If your supposed belief in a just God is indeed reality, He will take care the “Mormography Wins” part for me. However, it is difficult to belief that someone that resorts to the amount of sophistry and double standards that you do truly believes in God. Another open challenge to blog world, find a single double standard that I have resorted to.

Mormography said...

I thought I would check up here. It was been over a year and no one has been able to find a similar problem as presented in the 116 lost pages in the Bible.

Mormanity recognized the problem when his response ignored what is written the canon. In this thread Mormanity declares that critics who do not publish Mormanity's minority opinion regarding esoteric details on the BoA guilty of deceit and fraud. Not only does Mormanity not publish the problems the 116 pages present, he and FAIR have not been able to yet formulate a response to them.
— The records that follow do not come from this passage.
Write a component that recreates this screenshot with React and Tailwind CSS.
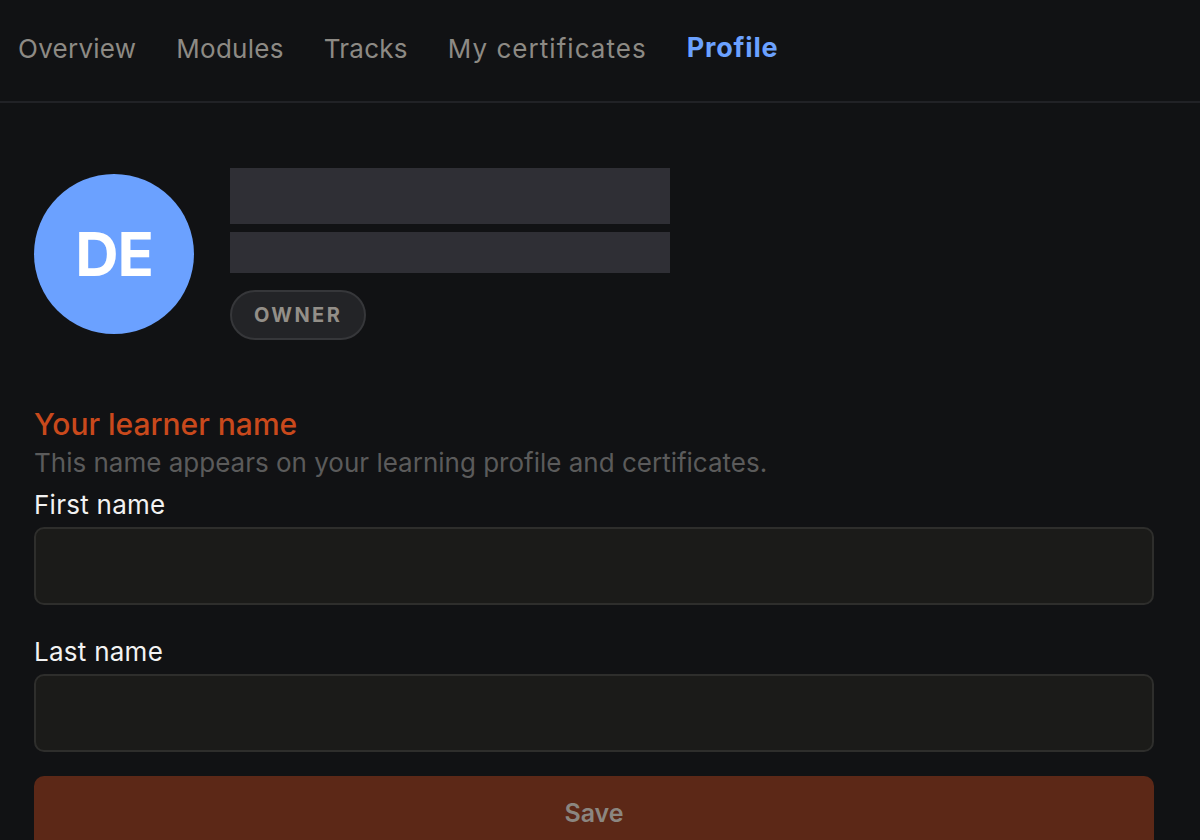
import React from 'react';

const font = { fontFamily: 'Inter, "Noto Sans", sans-serif' };

function NavBar() {
  const items = [
    { label: 'Overview', cls: 'tracking-[0.01em]' },
    { label: 'Modules', cls: 'tracking-[0.01em]' },
    { label: 'Tracks', cls: 'tracking-[0.01em]' },
    { label: 'My certificates', cls: 'tracking-[0.04em]' },
  ];
  return (
    <nav className="h-[103px] border-b-2 border-[#212226] flex items-center gap-10 px-[18px] pb-[4px]">
      {items.map((item) => (
        <span key={item.label} className={`text-[26px] text-[#8d8a84] ${item.cls}`}>
          {item.label}
        </span>
      ))}
      <span className="text-[27px] tracking-[0.03em] font-bold text-[#6ba1ff]">Profile</span>
    </nav>
  );
}

function Field({ label }) {
  return (
    <div className="flex flex-col">
      <label className="text-[26px] tracking-[0.01em] text-[#f2f2f2] leading-[32px] mb-[6px]">{label}</label>
      <input className="h-[78px] w-full rounded-[10px] bg-[#1b1b19] border-2 border-[#2e2e2c] outline-none" />
    </div>
  );
}

export default function App() {
  return (
    <div style={font} className="min-h-screen bg-[#111214] overflow-hidden">
      <NavBar />
      <main className="pl-[34px] pr-[46px]">
        <div className="flex items-start gap-9 pt-[65px]">
          <div className="mt-[6px] w-[160px] h-[160px] rounded-full bg-[#6ba1ff] flex items-center justify-center">
            <span className="text-white font-bold text-[60px] tracking-[-0.02em]">DE</span>
          </div>
          <div className="flex flex-col">
            <div className="w-[440px] h-[56px] bg-[#2f2f35]" />
            <div className="w-[440px] h-[41px] bg-[#2f2f35] mt-[8px]" />
            <span className="mt-[17px] self-start h-[50px] px-[22px] rounded-full bg-[#232427] border-2 border-[#36373a] flex items-center text-[20px] font-bold tracking-[0.12em] text-[#938f88]">
              OWNER
            </span>
          </div>
        </div>

        <h2 className="mt-[64px] text-[30px] font-medium leading-[40px] text-[#c9491c]">Your learner name</h2>
        <p className="text-[26px] leading-[32px] text-[#5b5b5b] mt-[3px]">
          This name appears on your learning profile and certificates.
        </p>
        <div className="mt-[10px] flex flex-col gap-[31px]">
          <Field label="First name" />
          <Field label="Last name" />
        </div>
        <button className="mt-[24px] w-full h-[76px] rounded-[10px] bg-[#5c2817] text-[25px] font-semibold text-[#8b8680]">
          Save
        </button>
      </main>
    </div>
  );
}
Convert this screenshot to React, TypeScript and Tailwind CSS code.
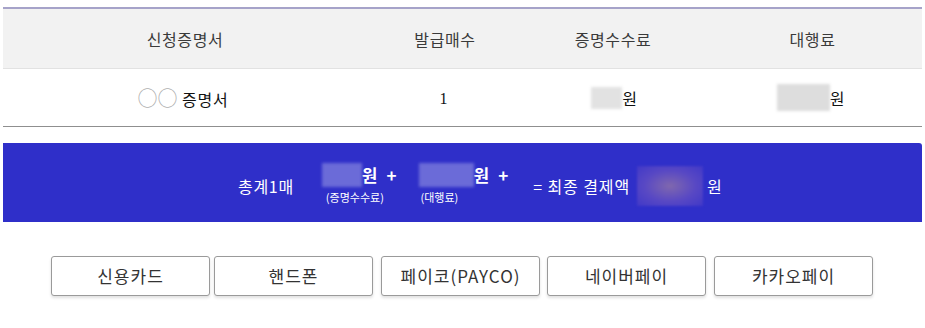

His frustration took a bizarre turn pretending the example of Jeremiah, some how helps Mormon Apologist when the fact is the example Jeremiah weakens the apologist position.

Mormanity has constantly harped on his arch nemesis the Evangelicals has having an inferior logical universe by attempting to argue that the Evangelical Biblical interpretation is full of flawed rejection critieria. However, his inability to respond to the logical problem with the 116 pages demonstrates that his logical universe is the one inferior to theirs.